--- START Source material ---
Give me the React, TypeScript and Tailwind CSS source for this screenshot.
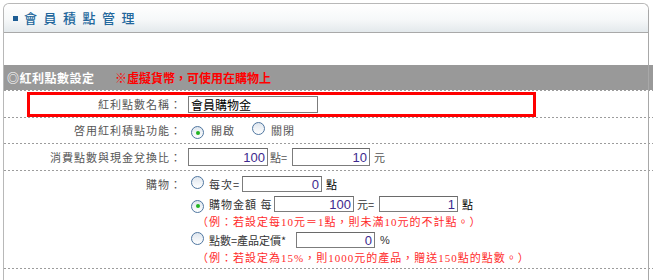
--- END Source material ---
--- START Source material ---
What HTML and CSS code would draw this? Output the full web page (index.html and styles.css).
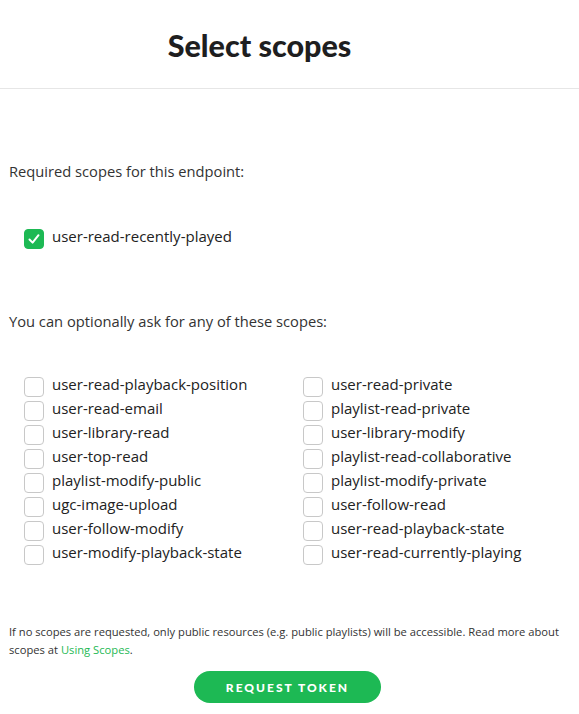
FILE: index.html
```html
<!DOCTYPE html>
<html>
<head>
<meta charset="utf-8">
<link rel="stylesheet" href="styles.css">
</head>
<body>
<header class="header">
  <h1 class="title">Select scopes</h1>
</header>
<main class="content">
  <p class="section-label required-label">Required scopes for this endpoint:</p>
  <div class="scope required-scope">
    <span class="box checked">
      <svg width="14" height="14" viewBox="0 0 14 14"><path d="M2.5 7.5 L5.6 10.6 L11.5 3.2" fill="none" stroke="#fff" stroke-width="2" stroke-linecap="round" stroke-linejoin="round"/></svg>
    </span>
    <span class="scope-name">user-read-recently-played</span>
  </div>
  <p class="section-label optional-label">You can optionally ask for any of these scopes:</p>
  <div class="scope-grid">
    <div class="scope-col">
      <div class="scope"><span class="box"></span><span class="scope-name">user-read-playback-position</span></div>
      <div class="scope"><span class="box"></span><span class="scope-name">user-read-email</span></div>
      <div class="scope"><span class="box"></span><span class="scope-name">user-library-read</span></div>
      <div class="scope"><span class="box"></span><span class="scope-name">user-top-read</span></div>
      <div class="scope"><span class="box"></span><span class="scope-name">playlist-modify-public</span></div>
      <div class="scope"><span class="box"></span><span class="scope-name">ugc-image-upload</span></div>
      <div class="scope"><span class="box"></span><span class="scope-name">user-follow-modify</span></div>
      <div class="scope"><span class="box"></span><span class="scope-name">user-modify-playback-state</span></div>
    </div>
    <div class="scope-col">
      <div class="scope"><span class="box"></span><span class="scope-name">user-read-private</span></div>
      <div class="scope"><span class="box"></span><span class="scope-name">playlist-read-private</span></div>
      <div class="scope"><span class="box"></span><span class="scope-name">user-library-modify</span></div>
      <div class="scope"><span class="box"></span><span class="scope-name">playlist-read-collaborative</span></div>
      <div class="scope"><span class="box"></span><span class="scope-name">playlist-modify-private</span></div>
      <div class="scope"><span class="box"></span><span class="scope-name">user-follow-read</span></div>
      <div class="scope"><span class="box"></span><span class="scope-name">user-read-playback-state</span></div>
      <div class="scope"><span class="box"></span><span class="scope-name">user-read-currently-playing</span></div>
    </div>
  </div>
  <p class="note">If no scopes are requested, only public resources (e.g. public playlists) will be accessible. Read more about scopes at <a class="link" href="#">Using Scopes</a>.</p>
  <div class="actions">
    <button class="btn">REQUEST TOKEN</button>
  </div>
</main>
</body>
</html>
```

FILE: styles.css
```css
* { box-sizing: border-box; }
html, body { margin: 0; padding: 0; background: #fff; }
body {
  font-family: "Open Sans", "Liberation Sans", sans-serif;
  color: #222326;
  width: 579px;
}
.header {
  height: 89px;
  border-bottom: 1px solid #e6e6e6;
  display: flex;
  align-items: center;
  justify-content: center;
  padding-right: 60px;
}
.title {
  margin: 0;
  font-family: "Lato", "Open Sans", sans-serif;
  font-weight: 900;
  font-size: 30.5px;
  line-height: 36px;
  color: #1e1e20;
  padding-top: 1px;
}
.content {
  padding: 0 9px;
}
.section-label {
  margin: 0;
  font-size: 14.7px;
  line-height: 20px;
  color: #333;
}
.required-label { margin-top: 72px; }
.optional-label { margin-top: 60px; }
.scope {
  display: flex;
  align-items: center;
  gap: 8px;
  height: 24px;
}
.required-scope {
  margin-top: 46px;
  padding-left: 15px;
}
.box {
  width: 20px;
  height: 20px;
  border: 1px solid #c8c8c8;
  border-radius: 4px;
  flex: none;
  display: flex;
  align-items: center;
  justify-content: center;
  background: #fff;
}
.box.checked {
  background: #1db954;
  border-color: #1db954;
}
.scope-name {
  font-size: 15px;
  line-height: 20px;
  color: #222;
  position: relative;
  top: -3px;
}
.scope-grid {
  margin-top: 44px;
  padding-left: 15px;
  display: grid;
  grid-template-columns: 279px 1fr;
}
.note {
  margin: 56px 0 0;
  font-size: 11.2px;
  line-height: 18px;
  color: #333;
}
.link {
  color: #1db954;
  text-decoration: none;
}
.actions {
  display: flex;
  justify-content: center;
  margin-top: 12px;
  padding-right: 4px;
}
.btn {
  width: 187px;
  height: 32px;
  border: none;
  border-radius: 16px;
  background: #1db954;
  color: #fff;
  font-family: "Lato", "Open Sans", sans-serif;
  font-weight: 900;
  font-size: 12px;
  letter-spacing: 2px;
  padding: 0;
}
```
--- END Source material ---
--- START Source material ---
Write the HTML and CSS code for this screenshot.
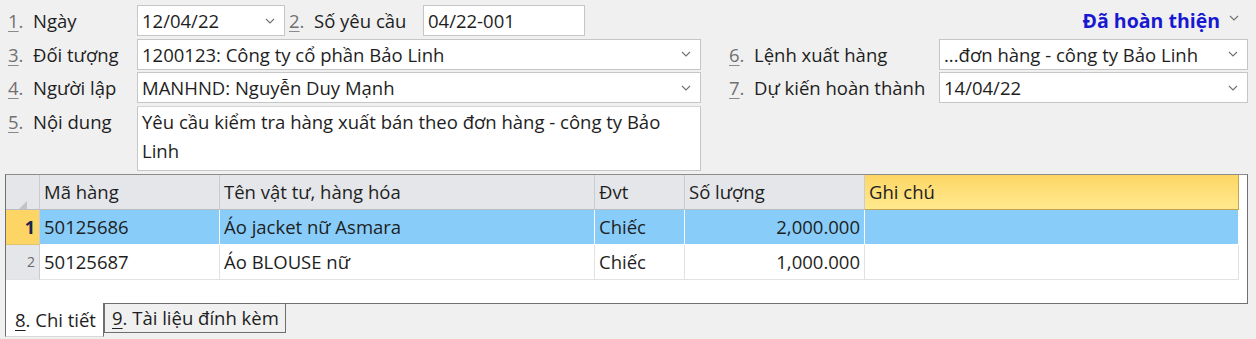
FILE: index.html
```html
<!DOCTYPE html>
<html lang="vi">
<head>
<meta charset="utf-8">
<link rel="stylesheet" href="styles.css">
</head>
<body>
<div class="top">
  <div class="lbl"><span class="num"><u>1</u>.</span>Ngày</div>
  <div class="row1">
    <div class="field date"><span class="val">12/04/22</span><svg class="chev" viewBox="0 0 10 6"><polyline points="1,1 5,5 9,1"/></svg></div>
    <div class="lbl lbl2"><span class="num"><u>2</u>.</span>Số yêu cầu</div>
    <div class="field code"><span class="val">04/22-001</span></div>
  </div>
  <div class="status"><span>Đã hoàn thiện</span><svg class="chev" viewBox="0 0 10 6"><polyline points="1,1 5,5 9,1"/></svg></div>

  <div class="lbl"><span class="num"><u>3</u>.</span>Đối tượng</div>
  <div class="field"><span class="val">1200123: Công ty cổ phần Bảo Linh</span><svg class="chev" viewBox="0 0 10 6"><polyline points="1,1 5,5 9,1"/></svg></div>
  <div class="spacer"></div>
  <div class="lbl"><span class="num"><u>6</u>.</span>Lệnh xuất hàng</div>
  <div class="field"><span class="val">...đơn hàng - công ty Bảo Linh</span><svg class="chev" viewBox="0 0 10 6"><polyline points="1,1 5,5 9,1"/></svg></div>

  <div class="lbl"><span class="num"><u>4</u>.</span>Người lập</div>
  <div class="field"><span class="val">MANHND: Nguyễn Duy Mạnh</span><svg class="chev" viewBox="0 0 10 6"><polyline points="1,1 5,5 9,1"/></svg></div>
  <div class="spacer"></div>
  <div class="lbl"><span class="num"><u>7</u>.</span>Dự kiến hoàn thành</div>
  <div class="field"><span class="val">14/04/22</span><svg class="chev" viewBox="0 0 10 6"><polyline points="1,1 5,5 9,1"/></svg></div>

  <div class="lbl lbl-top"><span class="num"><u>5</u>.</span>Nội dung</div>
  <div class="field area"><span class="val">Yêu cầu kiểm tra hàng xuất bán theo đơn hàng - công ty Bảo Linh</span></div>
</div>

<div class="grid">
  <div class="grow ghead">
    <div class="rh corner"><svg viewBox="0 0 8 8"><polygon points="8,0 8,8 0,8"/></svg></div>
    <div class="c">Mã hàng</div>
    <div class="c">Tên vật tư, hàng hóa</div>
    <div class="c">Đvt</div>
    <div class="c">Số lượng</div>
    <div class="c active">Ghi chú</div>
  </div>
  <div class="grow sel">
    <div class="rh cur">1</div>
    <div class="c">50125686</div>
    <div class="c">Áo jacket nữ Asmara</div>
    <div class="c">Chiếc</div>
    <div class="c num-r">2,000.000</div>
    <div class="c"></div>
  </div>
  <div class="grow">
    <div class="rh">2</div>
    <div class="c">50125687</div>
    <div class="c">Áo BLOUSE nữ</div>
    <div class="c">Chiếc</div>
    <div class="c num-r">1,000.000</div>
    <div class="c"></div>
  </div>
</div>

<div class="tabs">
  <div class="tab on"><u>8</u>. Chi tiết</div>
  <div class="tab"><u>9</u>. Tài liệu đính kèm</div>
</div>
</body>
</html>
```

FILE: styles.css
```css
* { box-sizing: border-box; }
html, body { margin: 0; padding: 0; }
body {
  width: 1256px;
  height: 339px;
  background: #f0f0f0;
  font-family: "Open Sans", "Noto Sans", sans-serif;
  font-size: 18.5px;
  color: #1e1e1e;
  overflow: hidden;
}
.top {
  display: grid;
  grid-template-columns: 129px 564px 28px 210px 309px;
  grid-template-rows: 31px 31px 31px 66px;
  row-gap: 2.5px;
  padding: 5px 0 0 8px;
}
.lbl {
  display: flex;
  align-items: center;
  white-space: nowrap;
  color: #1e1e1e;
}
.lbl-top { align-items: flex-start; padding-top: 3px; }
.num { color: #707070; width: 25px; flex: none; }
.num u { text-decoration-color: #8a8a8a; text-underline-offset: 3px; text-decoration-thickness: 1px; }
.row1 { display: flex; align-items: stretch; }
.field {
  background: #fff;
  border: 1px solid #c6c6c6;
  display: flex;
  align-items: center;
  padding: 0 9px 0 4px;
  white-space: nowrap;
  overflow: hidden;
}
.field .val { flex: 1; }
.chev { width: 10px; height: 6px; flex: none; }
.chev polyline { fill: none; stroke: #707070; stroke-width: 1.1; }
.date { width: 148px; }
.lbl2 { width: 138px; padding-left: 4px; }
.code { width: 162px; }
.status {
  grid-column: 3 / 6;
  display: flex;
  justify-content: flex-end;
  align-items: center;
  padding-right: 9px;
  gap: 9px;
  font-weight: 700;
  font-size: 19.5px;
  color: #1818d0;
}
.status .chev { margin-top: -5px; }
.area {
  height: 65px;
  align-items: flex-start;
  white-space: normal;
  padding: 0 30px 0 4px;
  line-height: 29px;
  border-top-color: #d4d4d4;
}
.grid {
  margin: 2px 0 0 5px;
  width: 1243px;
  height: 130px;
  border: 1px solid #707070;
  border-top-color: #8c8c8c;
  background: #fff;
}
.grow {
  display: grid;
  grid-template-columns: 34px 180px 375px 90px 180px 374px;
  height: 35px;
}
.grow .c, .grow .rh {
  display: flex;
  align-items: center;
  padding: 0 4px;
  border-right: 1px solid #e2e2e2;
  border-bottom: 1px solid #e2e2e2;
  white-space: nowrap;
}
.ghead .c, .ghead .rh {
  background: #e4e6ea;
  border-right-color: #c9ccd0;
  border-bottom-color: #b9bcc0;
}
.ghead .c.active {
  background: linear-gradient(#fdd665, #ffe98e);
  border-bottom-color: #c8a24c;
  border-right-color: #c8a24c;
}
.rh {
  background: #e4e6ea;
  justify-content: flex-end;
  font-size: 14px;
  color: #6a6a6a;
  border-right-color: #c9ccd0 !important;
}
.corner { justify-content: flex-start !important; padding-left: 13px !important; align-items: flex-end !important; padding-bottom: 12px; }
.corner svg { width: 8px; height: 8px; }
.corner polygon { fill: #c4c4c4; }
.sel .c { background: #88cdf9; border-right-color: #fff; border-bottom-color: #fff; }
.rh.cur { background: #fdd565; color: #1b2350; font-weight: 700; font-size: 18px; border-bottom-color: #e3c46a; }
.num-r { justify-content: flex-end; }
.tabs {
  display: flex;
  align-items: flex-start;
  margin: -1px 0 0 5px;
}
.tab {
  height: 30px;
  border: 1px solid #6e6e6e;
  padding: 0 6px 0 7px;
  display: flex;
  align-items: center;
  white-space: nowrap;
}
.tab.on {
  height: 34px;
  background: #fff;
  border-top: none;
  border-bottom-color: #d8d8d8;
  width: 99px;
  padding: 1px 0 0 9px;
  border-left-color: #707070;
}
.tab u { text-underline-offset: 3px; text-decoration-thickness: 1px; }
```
--- END Source material ---
■ Directive: Each line in the listing above that contains "code" should be copied.

■ Exercise solution:
What HTML and CSS code would draw this? Output the full web page (index.html and styles.css).
Write the HTML and CSS code for this screenshot.
    <div class="field code"><span class="val">04/22-001</span></div>
.code { width: 162px; }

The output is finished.